Они уселись в автомобиль Кранца. Машина уже готова была тронуться, когда Кюмметц увидел своего шофёра и подозвал его.
— Поедете с нами, — сказал Кюмметц. — Быть может, придётся помочь в отборе: нам нужно несколько шофёров и механиков.
Аскер сел рядом с Фиттерманом.
Поездка длилась долго — лагерь был разбросан на огромной территории. Побывали в блоках, где содержались чехи, поляки, сербы, словаки.
Наконец эта часть лагеря осталась позади. Машина выехала на дорогу.
— К русским, — распорядился помощник коменданта.
Фиттерман направил машину в сторону, где смутно белели строения. Это были блоки советских военнопленных. Зону окружали две стены из колючей проволоки с оголённым электрическим проводом вверху, по которому шёл ток высокого напряжения. Перед проволокой был ров.
— Район «зондербехандлунг»[26], — сказал Кранц. — Здесь содержится категория пленных НН.
— Категория «Нахт унд небель эрлас»[27], — усмехнулся Кюмметц.
— Ого, — воскликнул Кранц, — вы и это знаете!
Кюмметц хмыкнул, иронически скривил губы.
— Все, что здесь творится, не такая уж большая тайна. В Германии знают об Аушвице и не обманываются в отношении того, что в нем происходит. Разве только не совсем точно представляют себе масштабы.
— Да, — задумчиво протянул Кранц, — такое не спрячешь…
Машину помощника коменданта лагеря знали. Ворота раскрылись, и она въехала в зону. Фиттерману пришлось тотчас же принять в сторону — навстречу двигалась большая колонна заключённых.

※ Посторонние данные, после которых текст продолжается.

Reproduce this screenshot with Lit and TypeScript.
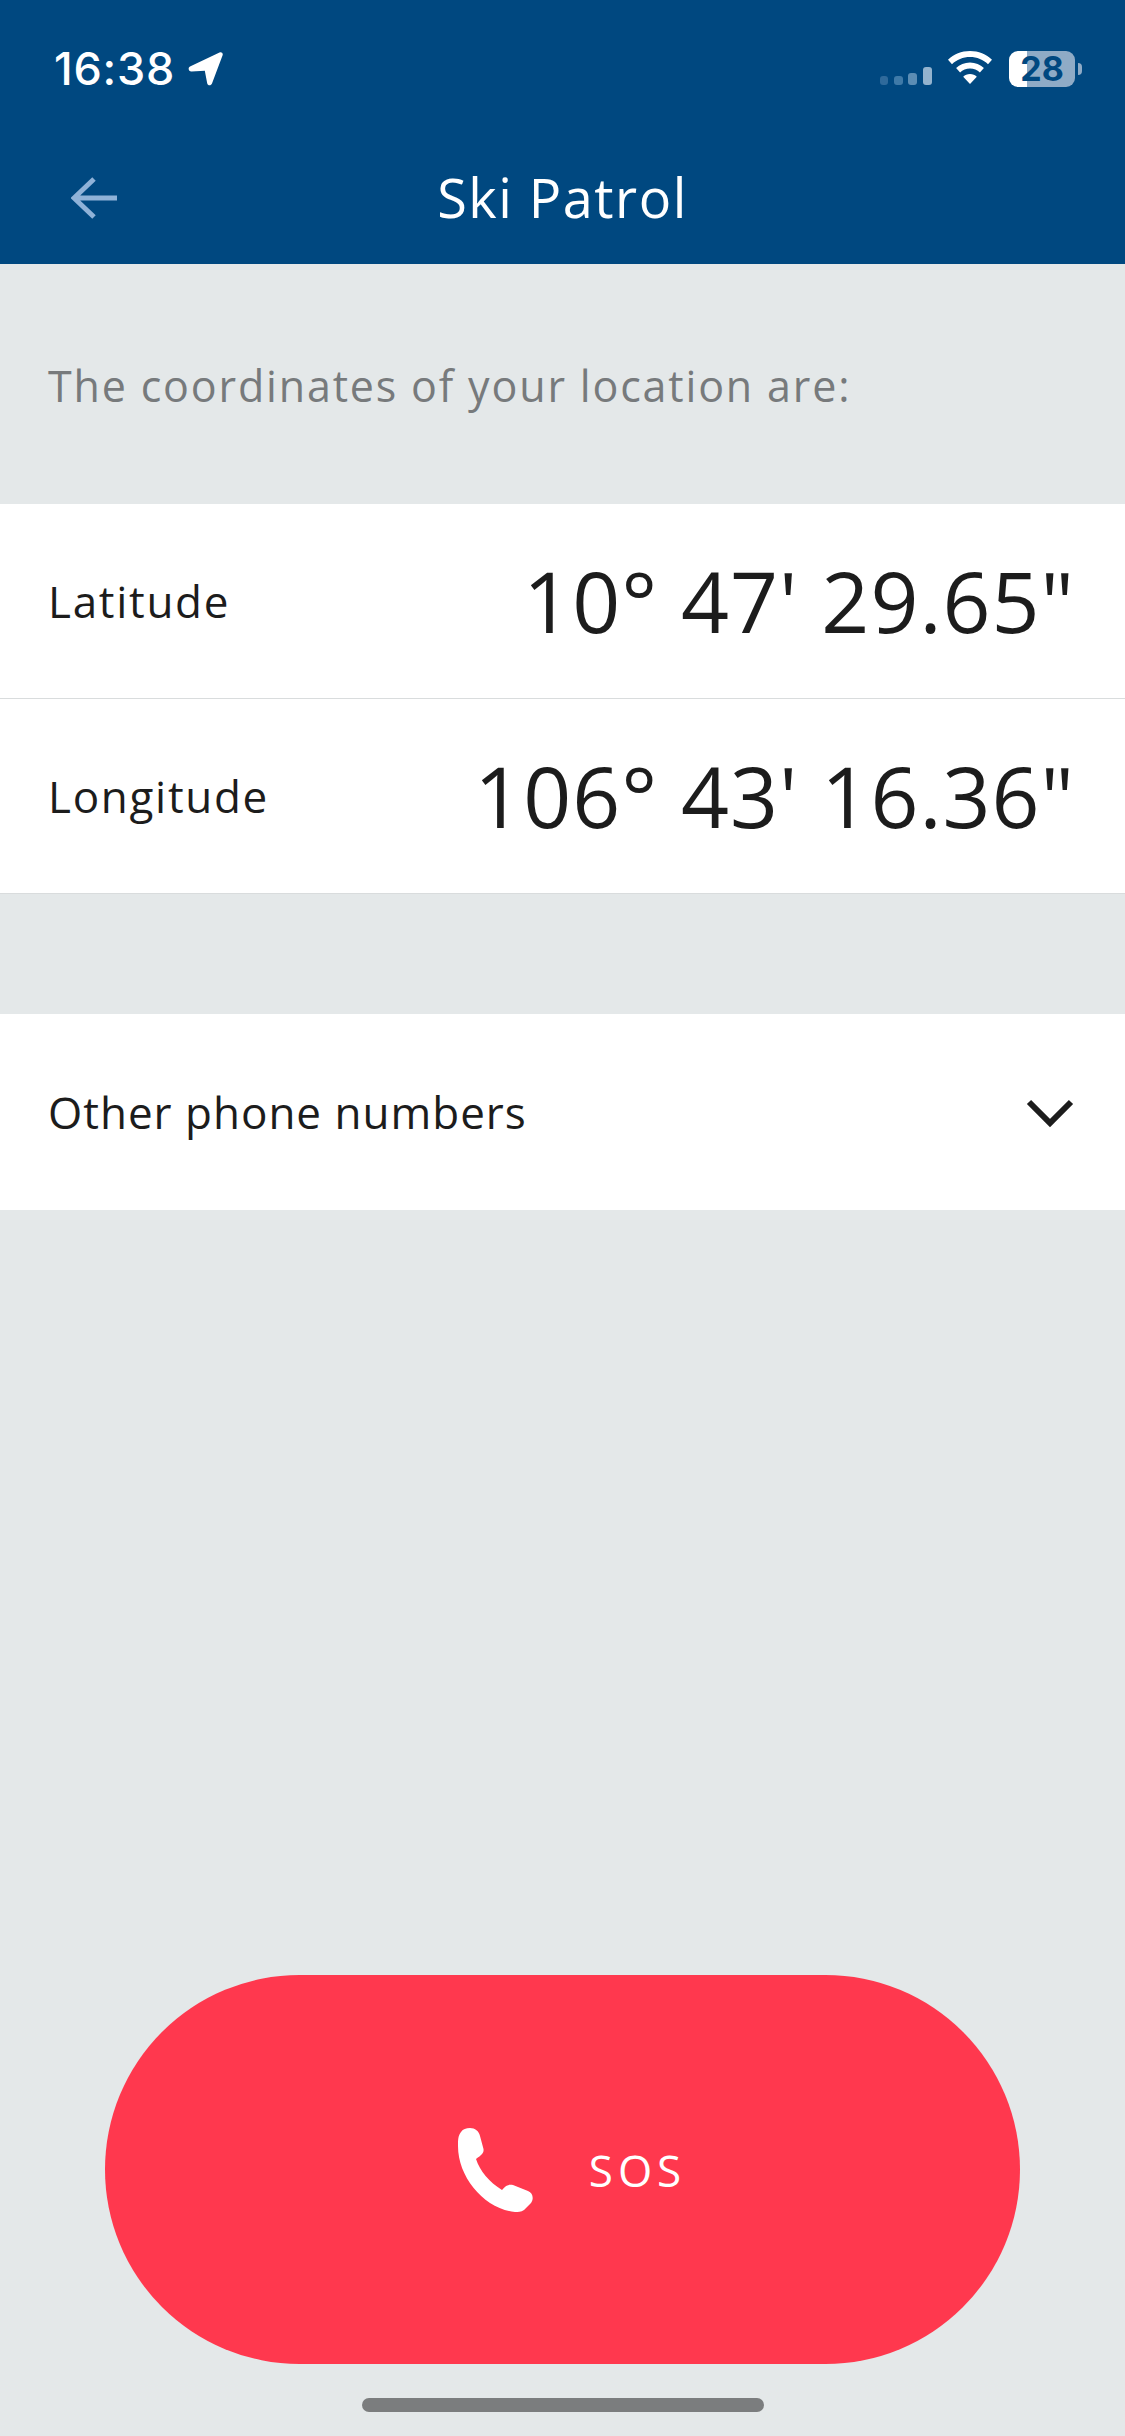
import { LitElement, html, css } from 'lit';
import { customElement } from 'lit/decorators.js';

@customElement('app-root')
export class AppRoot extends LitElement {
  static styles = css`
    :host {
      display: flex;
      flex-direction: column;
      width: 1125px;
      height: 2436px;
      background: #e4e8e9;
      font-family: 'Open Sans', 'Noto Sans', sans-serif;
      color: #1c1c1c;
      overflow: hidden;
    }

    .header {
      height: 264px;
      box-sizing: border-box;
      background: #004880;
      color: #fff;
      flex: none;
    }

    .status {
      height: 135px;
      box-sizing: border-box;
      padding: 45px 50px 0 54px;
      display: flex;
      justify-content: space-between;
      align-items: flex-start;
    }

    .time {
      display: flex;
      align-items: center;
      gap: 13px;
      font: 500 45px/48px Inter, sans-serif;
      letter-spacing: 0.8px;
    }

    .indicators {
      display: flex;
      align-items: flex-end;
      gap: 15px;
      margin-top: 6px;
    }

    .signal {
      margin-bottom: 2px;
    }

    .wifi {
      margin-bottom: 2px;
      margin-right: 1px;
    }

    .battery {
      position: relative;
      width: 66px;
      height: 36px;
      border-radius: 9px;
      background: linear-gradient(90deg, #fff 18px, #8fabc6 18px);
      color: #004880;
      font: 700 34px/36px Inter, sans-serif;
      text-align: center;
    }

    .battery::after {
      content: '';
      position: absolute;
      right: -7px;
      top: 12px;
      width: 4px;
      height: 12px;
      border-radius: 0 4px 4px 0;
      background: #8fabc6;
    }

    .nav {
      height: 124px;
      display: grid;
      grid-template-columns: 1fr auto 1fr;
      align-items: center;
    }

    .back {
      margin: 2px 0 0 71px;
    }

    .title {
      font-size: 54px;
      line-height: 64px;
      letter-spacing: 1.5px;
    }

    .intro {
      height: 240px;
      box-sizing: border-box;
      padding: 96px 48px 0;
      font-size: 43px;
      line-height: 52px;
      letter-spacing: 1.83px;
      color: #777a7c;
      flex: none;
    }

    .card {
      background: #fff;
      flex: none;
    }

    .row {
      height: 195px;
      box-sizing: border-box;
      display: flex;
      align-items: center;
      justify-content: space-between;
      padding: 0 50px 0 48px;
      border-bottom: 1px solid #d9dcdd;
    }

    .label {
      font-size: 44px;
      letter-spacing: 1.7px;
    }

    .value {
      font-size: 84px;
      line-height: 100px;
      letter-spacing: 1px;
    }

    .other {
      margin-top: 120px;
    }

    .other .row {
      height: 196px;
      padding-right: 51px;
      border-bottom: 0;
    }

    .other .label {
      letter-spacing: 1px;
    }

    .spacer {
      flex: 1;
    }

    .sos {
      align-self: center;
      width: 915px;
      height: 389px;
      box-sizing: border-box;
      padding-left: 19px;
      border-radius: 195px;
      background: #ff384e;
      color: #fff;
      display: flex;
      align-items: center;
      justify-content: center;
      gap: 55px;
      flex: none;
    }

    .sos span {
      font-size: 44px;
      letter-spacing: 5px;
    }

    .home {
      align-self: center;
      width: 402px;
      height: 14px;
      border-radius: 7px;
      background: #7b7d7e;
      margin: 34px 0 24px;
      flex: none;
    }
  `;

  render() {
    return html`
      <div class="header">
        <div class="status">
          <div class="time">
            16:38
            <svg width="36" height="36" viewBox="0 0 36 36">
              <path
                d="M2 15.500 31.500 1.500C33.500.7 35.300 2.300 34.600 4.300L24 32.500C23 35 19.700 34.800 19.200 32.200L16.800 19.800 3.500 20.500C.6 20.600-.4 16.800 2 15.500Z"
                fill="#fff"
              />
            </svg>
          </div>
          <div class="indicators">
            <svg class="signal" width="52" height="18" viewBox="0 0 52 18">
              <rect x="0" y="9" width="8" height="9" rx="3" fill="#2f6a9b" />
              <rect x="14" y="9" width="9" height="9" rx="3" fill="#3f7aa8" />
              <rect x="28" y="6" width="9" height="12" rx="3" fill="#5c8db4" />
              <rect x="43" y="0" width="9" height="18" rx="3" fill="#93b3ce" />
            </svg>
            <svg class="wifi" width="46" height="34" viewBox="0 0 46 34">
              <path
                d="M23 0C14.500 0 6.700 3.300 1 8.800L5 13.200C9.700 8.700 16 6 23 6S36.300 8.700 41 13.200L45 8.800C39.300 3.300 31.500 0 23 0Z"
                fill="#fff"
              />
              <path
                d="M23 11.500C17.600 11.500 12.700 13.600 9.100 17.100L13.100 21.400C15.700 18.900 19.200 17.400 23 17.400S30.300 18.900 32.900 21.400L36.900 17.100C33.300 13.600 28.400 11.500 23 11.500Z"
                fill="#fff"
              />
              <path d="M23 23C20.300 23 17.900 24 16.200 25.700L23 33 29.800 25.700C28.100 24 25.700 23 23 23Z" fill="#fff" />
            </svg>
            <div class="battery">28</div>
          </div>
        </div>
        <div class="nav">
          <svg class="back" width="46" height="42" viewBox="0 0 46 42">
            <path d="M23 2 3 21 23 40M3 21H46" fill="none" stroke="#8fb2d8" stroke-width="5" />
          </svg>
          <div class="title">Ski Patrol</div>
        </div>
      </div>

      <div class="intro">The coordinates of your location are:</div>

      <div class="card">
        <div class="row">
          <div class="label">Latitude</div>
          <div class="value">10° 47' 29.65"</div>
        </div>
        <div class="row">
          <div class="label">Longitude</div>
          <div class="value">106° 43' 16.36"</div>
        </div>
      </div>

      <div class="card other">
        <div class="row">
          <div class="label">Other phone numbers</div>
          <svg width="48" height="34" viewBox="0 0 48 34">
            <path d="M3 7 24 28 45 7" fill="none" stroke="#1c1c1c" stroke-width="6" />
          </svg>
        </div>
      </div>

      <div class="spacer"></div>

      <div class="sos">
        <svg width="76" height="84" viewBox="0 0 76 84">
          <path
            d="M12 0C17 0 21 3 22 8L25.500 21C26 25 24 27 18 31 22 43 31 54 44 62 48 57 51 56 55 57L70 63C75 65 76 71 73 75L66 82C63 84 60 84 57 84 27 81 0 50 0 18 0 12 0 8 3 4 5 1 8 0 12 0Z"
            fill="#fff"
          />
        </svg>
        <span>SOS</span>
      </div>

      <div class="home"></div>
    `;
  }
}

— Куда это их? — спросил Кюмметц.
— Работать.
— Ловко. — Директор взглянул на часы. — Скоро полдень, а они только отправляются. Вот тебе и особая зона. Да это курорт, а не лагерь.
— На работу их выгоняют с рассветом, — сквозь зубы процедил Кранц. — Сегодня задержались — пересчитывали стадо.
— Это так важно для категории НН? — В голосе Кюмметца звучала откровенная ирония.
Кранц промолчал. Он не забывал, что въедливый старик имеет бумагу от самого Гейнца Упица.
— Много их у вас? — спросил Кюмметц.
— Порядком. Раньше в Аушвице одновременно содержалось тысяч полтораста — двести, сейчас — почти четверть миллиона[28].
Колонна приближалась. Фиттерман прижал машину к обочине, выключил мотор.
Аскер взволнованно разглядывал узников. Почти никто из советских пленных не имел обуви — ноги лагерников были замотаны в какое-то тряпьё. Лохмотья, заменявшие одежду, едва прикрывали тело. Люди находились в последней степени истощения. Вдобавок почти у каждого чернели многочисленные ссадины и кровоподтёки — на голове, на руках, на теле.